GIVEN RECORDS start

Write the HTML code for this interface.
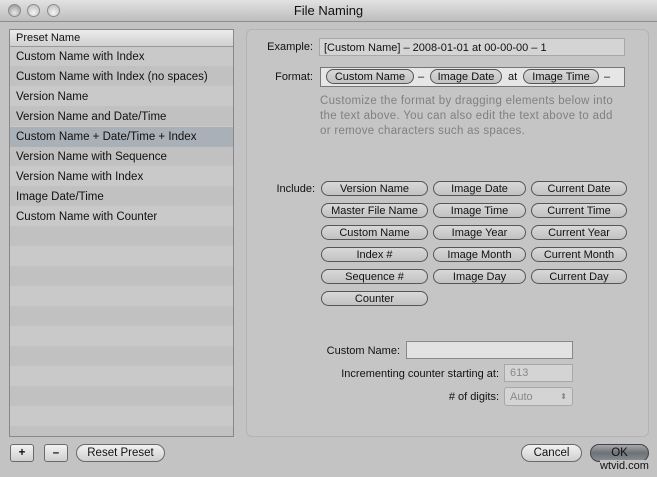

GIVEN RECORDS end
GIVEN RECORDS start

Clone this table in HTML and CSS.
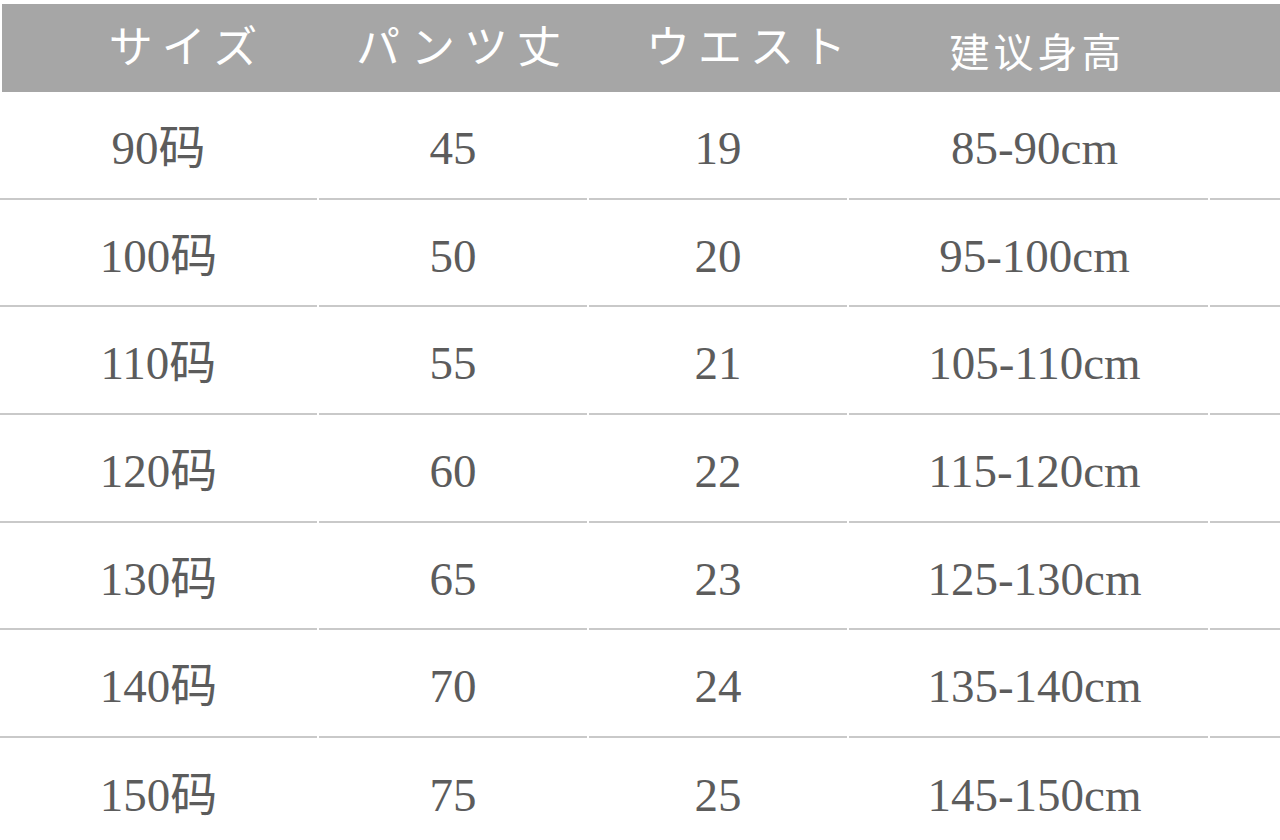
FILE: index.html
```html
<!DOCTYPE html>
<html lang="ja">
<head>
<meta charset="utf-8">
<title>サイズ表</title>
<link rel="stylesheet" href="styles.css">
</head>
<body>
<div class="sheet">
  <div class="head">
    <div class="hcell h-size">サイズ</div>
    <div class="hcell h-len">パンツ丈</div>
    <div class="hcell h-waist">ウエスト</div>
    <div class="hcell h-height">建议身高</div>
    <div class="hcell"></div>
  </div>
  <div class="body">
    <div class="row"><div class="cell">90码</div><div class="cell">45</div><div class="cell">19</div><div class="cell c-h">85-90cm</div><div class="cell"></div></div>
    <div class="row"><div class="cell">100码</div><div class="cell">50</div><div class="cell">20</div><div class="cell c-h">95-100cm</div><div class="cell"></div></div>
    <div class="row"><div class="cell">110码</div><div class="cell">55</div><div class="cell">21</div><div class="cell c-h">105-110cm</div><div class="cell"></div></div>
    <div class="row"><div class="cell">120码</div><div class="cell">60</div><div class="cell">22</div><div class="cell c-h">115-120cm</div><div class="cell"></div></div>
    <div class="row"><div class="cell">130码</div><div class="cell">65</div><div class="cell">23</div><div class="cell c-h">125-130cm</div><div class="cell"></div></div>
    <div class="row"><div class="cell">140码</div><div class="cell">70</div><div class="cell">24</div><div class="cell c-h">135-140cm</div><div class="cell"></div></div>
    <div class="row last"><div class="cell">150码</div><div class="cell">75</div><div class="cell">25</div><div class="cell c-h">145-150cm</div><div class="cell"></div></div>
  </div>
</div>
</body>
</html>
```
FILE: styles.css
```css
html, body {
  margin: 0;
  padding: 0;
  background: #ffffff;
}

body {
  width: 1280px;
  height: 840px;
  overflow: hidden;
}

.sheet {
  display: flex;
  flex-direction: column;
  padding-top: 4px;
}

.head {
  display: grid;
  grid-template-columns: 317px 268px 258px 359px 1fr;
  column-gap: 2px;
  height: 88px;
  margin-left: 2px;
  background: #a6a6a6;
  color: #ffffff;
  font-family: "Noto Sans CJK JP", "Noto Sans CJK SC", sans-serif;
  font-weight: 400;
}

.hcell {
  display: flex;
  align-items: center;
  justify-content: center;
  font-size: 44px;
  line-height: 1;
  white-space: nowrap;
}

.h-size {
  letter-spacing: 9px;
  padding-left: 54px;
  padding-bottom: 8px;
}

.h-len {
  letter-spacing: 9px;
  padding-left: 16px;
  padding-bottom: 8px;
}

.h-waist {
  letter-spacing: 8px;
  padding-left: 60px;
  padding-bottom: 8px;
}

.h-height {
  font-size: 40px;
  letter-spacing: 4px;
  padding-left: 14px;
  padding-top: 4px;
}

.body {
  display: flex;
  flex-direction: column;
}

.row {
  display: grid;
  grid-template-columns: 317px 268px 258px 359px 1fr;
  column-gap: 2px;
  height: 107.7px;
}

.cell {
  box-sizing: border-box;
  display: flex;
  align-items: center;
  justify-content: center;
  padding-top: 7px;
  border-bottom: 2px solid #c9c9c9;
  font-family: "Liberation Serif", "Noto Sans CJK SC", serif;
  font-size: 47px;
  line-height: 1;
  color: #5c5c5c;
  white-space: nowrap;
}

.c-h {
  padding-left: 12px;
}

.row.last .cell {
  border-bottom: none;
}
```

GIVEN RECORDS end

- **WRITTEN PROBLEM**
Give solely the number of lines in the data that contain the string "this".

- **RESULT OF THE TASK**
2